-- start --

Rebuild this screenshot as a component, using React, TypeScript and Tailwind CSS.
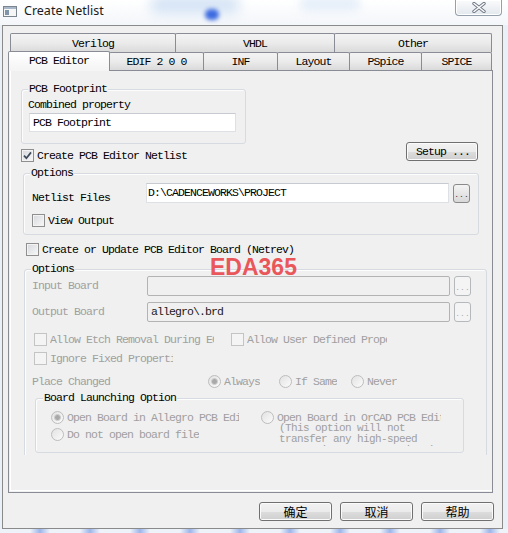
import React from 'react'

const G = 'text-[#a0a0a0]'

const btnFace =
  'rounded-[3px] border border-[#707070] bg-[linear-gradient(#f2f2f2_0%,#ebebeb_50%,#dddddd_51%,#cfcfcf_100%)] shadow-[inset_0_0_0_1px_#fbfbfb]'

function Check({ label, checked = false, disabled = false, textW = '' }: { label: string; checked?: boolean; disabled?: boolean; textW?: string }) {
  return (
    <div className="flex items-center h-[13px]">
      <span
        className={`w-[13px] h-[13px] shrink-0 border flex items-center justify-center ${
          disabled ? 'border-[#c4c4c4] bg-[#f4f4f4]' : 'border-[#8f8f8f] bg-gradient-to-br from-[#d6d8dc] to-[#f8f8f8] shadow-[inset_0_0_0_1px_#f3f3f3]'
        }`}
      >
        {checked && (
          <svg width="9" height="9" viewBox="0 0 9 9">
            <path d="M1 4.6 L3.4 7.2 L8 1.4" fill="none" stroke="#3e4a5a" strokeWidth="1.7" />
          </svg>
        )}
      </span>
      <span className={`ml-[3px] whitespace-nowrap overflow-hidden ${textW} ${disabled ? G : ''}`}>{label}</span>
    </div>
  )
}

function Radio({ label, on = false, textW = '' }: { label: string; on?: boolean; textW?: string }) {
  return (
    <div className="flex items-center h-[13px]">
      <span className="w-[13px] h-[13px] shrink-0 rounded-full border border-[#bdbdbd] bg-gradient-to-br from-[#e2e2e2] to-[#fbfbfb] flex items-center justify-center">
        {on && <span className="w-[7px] h-[7px] rounded-full bg-[#a9a9a9] border border-[#cfcfcf]" />}
      </span>
      <span className={`ml-[3px] whitespace-nowrap overflow-hidden ${G} ${textW}`}>{label}</span>
    </div>
  )
}

function Browse({ disabled = false, h = 'h-[19px]' }: { disabled?: boolean; h?: string }) {
  return (
    <div
      className={`w-[17px] ${h} shrink-0 rounded-[3px] border flex items-end justify-center pb-[3px] text-[8px] leading-[8px] tracking-normal ${
        disabled ? 'border-[#b5b9bc] bg-[#f4f4f4] text-[#a8a8a8]' : 'border-[#8a8a8a] bg-gradient-to-b from-[#f4f4f4] to-[#d8d8d8] text-[#333]'
      }`}
    >
      ...
    </div>
  )
}

function Field({ value = '', disabled = false, className = '' }: { value?: string; disabled?: boolean; className?: string }) {
  return (
    <div
      className={`shrink-0 flex items-center pl-[3px] whitespace-nowrap ${
        disabled ? 'bg-[#f0f0f0] border border-[#b3b3b3] rounded-[2px]' : 'bg-white border border-[#dde1e6] border-t-[#c7cbd1]'
      } ${className}`}
    >
      {value}
    </div>
  )
}

function Group({ legend, className = '', lm = 'ml-[6px]', children }: { legend: string; className?: string; lm?: string; children?: React.ReactNode }) {
  return (
    <div className={`border border-[#d5dbe1] rounded-[3px] shadow-[inset_1px_1px_0_#fdfdfd] flex flex-col shrink-0 ${className}`}>
      <span className={`self-start -mt-[7px] ${lm} px-[1px] bg-[#f0f0f0] leading-[12px]`}>{legend}</span>
      {children}
    </div>
  )
}

function Tab({ label, w, sel = false }: { label: string; w: string; sel?: boolean }) {
  if (sel)
    return (
      <div className={`${w} -mt-[1px] h-[20px] relative z-10 border border-b-0 border-[#898c95] rounded-t-[2px] bg-gradient-to-b from-white to-[#f4f4f4] flex items-center justify-center pb-[1px]`}>
        {label}
      </div>
    )
  return (
    <div className={`${w} -ml-px first:ml-0 h-full border border-b-0 border-[#898c95] rounded-t-[2px] bg-gradient-to-b from-[#f3f3f3] via-[#ebebeb] to-[#dadada] flex items-center justify-center pt-[1px]`}>
      {label}
    </div>
  )
}

export default function App() {
  return (
    <div className="relative w-[508px] h-[533px] overflow-hidden bg-[#eaf0f7] flex flex-col font-['Liberation_Mono',monospace] text-[11.5px] leading-[12px] tracking-[-0.9px] text-black">
      {/* title bar */}
      <div className="relative h-[25px] shrink-0 flex items-start bg-gradient-to-b from-white to-[#f3f6fa] overflow-hidden">
        <div className="absolute left-[150px] top-[-4px] w-[90px] h-[18px] rounded-full bg-[#d6e4f5] blur-[6px]" />
        <div className="absolute left-[205px] top-[9px] w-[14px] h-[11px] rounded-full bg-[#3d6be0] blur-[2px]" />
        <div className="absolute left-[300px] top-[-2px] w-[60px] h-[12px] rounded-full bg-[#e2ecf8] blur-[5px]" />
        <svg className="relative ml-[3px] mt-[6px]" width="14" height="11" viewBox="0 0 14 11">
          <rect x="0.5" y="0.5" width="13" height="10" fill="#f6f6f6" stroke="#7b8590" />
          <rect x="1" y="1" width="12" height="2" fill="#a8b8c9" />
          <rect x="2" y="4" width="4" height="5" fill="#8195aa" />
        </svg>
        <span className="relative ml-[7px] mt-[2px] font-['Noto_Sans',sans-serif] text-[12.5px] leading-[17px] tracking-normal text-[#1b1b1b]">
          Create Netlist
        </span>
        <div className="relative ml-auto mr-[6px] w-[47px] h-[16px] border border-t-0 border-[#95a0ae] rounded-b-[4px] bg-gradient-to-b from-[#fafbfc] to-[#e3e8ee] shadow-[inset_0_0_0_1px_#ffffff] flex items-center justify-center">
          <svg width="14" height="11" viewBox="0 0 14 11">
            <path d="M2 1.5 L12 9.5 M12 1.5 L2 9.5" stroke="#6d7684" strokeWidth="3.4" strokeLinecap="round" />
            <path d="M2 1.5 L12 9.5 M12 1.5 L2 9.5" stroke="#fdfdfd" strokeWidth="1.6" strokeLinecap="round" />
          </svg>
        </div>
      </div>

      {/* client area */}
      <div className="ml-[2px] w-[501px] h-[504px] shrink-0 border border-[#8a8a8a] bg-[#f0f0f0] flex flex-col">
        <div className="ml-[5px] mt-[7px] w-[485px] flex flex-col">
          <div className="ml-[2px] h-[19px] flex">
            <Tab label="Verilog" w="w-[166px]" />
            <Tab label="VHDL" w="w-[160px]" />
            <Tab label="Other" w="w-[158px]" />
          </div>
          <div className="h-[18px] flex">
            <Tab label="PCB Editor" w="w-[102px]" sel />
            <Tab label="EDIF 2 0 0" w="w-[95px]" />
            <Tab label="INF" w="w-[75px]" />
            <Tab label="Layout" w="w-[73px]" />
            <Tab label="PSpice" w="w-[73px]" />
            <Tab label="SPICE" w="w-[71px]" />
          </div>

          {/* tab page */}
          <div className="h-[423px] border border-[#898c95] bg-[#f0f0f0] shadow-[inset_2px_-2px_0_-1px_#f0f0f0,inset_3px_-3px_0_-1px_#ffffff]">
            <div className="relative h-[384px] overflow-hidden flex flex-col">
              <Group legend="PCB Footprint" className="mt-[18px] ml-[12px] w-[225px] h-[55px]">
                <span className="mt-[4px] ml-[6px]">Combined property</span>
                <Field value="PCB Footprint" className="mt-[2px] ml-[7px] w-[207px] h-[19px]" />
              </Group>

              <div className="-mt-[2px] h-[20px] flex items-start shrink-0">
                <div className="ml-[12px] mt-[7px]">
                  <Check label="Create PCB Editor Netlist" checked />
                </div>
                <div className={`ml-auto mr-[14px] w-[72px] h-[19px] flex items-center justify-center pl-[2px] ${btnFace}`}>Setup ...</div>
              </div>

              <Group legend="Options" className="mt-[11px] ml-[14px] w-[456px] h-[62px]">
                <div className="mt-[4px] flex items-start h-[20px]">
                  <span className="ml-[8px] w-[114px] mt-[9px]">Netlist Files</span>
                  <Field value={'D:\\CADENCEWORKS\\PROJECT'} className="w-[303px] h-[20px] !pl-[1px]" />
                  <div className="ml-[4px] mt-[1px]">
                    <Browse />
                  </div>
                </div>
                <div className="mt-[11px] ml-[8px]">
                  <Check label="View Output" />
                </div>
              </Group>

              <div className="mt-[8px] ml-[17px]">
                <Check label="Create or Update PCB Editor Board (Netrev)" />
              </div>

              <Group legend="Options" className="mt-[13px] ml-[15px] w-[463px] h-[220px]">
                <div className="mt-[1px] flex items-center h-[20px]">
                  <span className={`ml-[7px] w-[115px] ${G}`}>Input Board</span>
                  <Field disabled className="w-[303px] h-[20px]" />
                  <div className="ml-[4px]">
                    <Browse disabled h="h-[20px]" />
                  </div>
                </div>
                <div className="mt-[6px] flex items-center h-[20px]">
                  <span className={`ml-[7px] w-[115px] ${G}`}>Output Board</span>
                  <Field disabled value={'allegro\\.brd'} className="w-[303px] h-[20px] text-[#1a1a1a]" />
                  <div className="ml-[4px]">
                    <Browse disabled h="h-[20px]" />
                  </div>
                </div>
                <div className="mt-[11px] flex">
                  <div className="ml-[9px] w-[197px]">
                    <Check label="Allow Etch Removal During ECO" disabled textW="w-[164px]" />
                  </div>
                  <Check label="Allow User Defined Properties" disabled textW="w-[140px]" />
                </div>
                <div className="mt-[6px] ml-[9px]">
                  <Check label="Ignore Fixed Properties" disabled textW="w-[123px]" />
                </div>
                <div className="mt-[10px] flex items-center h-[13px]">
                  <span className={`ml-[7px] w-[176px] ${G}`}>Place Changed</span>
                  <div className="w-[71px]">
                    <Radio label="Always" on />
                  </div>
                  <div className="w-[72px]">
                    <Radio label="If Same" />
                  </div>
                  <Radio label="Never" />
                </div>

                <Group legend="Board Launching Option" lm="ml-[7px]" className="mt-[10px] ml-[10px] w-[429px] h-[55px]">
                  <div className="flex h-[42px] overflow-hidden">
                    <div className="ml-[15px] w-[210px] flex flex-col">
                      <div className="mt-[7px]">
                        <Radio label="Open Board in Allegro PCB Editor" on textW="w-[172px]" />
                      </div>
                      <div className="mt-[4px]">
                        <Radio label="Do not open board file" />
                      </div>
                    </div>
                    <div className="flex flex-col">
                      <div className="mt-[7px]">
                        <Radio label="Open Board in OrCAD PCB Editor" textW="w-[164px]" />
                      </div>
                      <div className={`ml-[18px] -mt-[1px] text-[11px] tracking-[-0.6px] leading-[11px] ${G}`}>
                        <div>(This option will not</div>
                        <div>transfer any high-speed</div>
                        <div>properties or constraints)</div>
                      </div>
                    </div>
                  </div>
                </Group>
              </Group>

              <span className="absolute left-[201px] top-[185px] font-['Liberation_Sans',sans-serif] font-bold text-[23px] leading-[23px] tracking-normal text-[#e9575b]">
                EDA365
              </span>
            </div>
          </div>
        </div>

        <div className="mt-[9px] pr-[8px] flex justify-end gap-[8px] font-['Noto_Sans_CJK_SC',sans-serif] text-[12px] tracking-normal">
          {['确定', '取消', '帮助'].map((t) => (
            <div key={t} className={`w-[73px] h-[19px] flex items-center justify-center ${btnFace}`}>
              {t}
            </div>
          ))}
        </div>
      </div>

      <div className="h-[5px] shrink-0 bg-[repeating-linear-gradient(90deg,#eef3f9_0px,#eef3f9_30px,#9db5ea_40px,#eef3f9_50px)]" />
    </div>
  )
}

-- end --

_Short exercise_
Write out each line of the listing above, exactly, from its first line to the line holding "const G = 'text-[#a0a0a0]'", inclusive. Skip the pictures.

_Expected answer_
Rebuild this screenshot as a component, using React, TypeScript and Tailwind CSS.
import React from 'react'

const G = 'text-[#a0a0a0]'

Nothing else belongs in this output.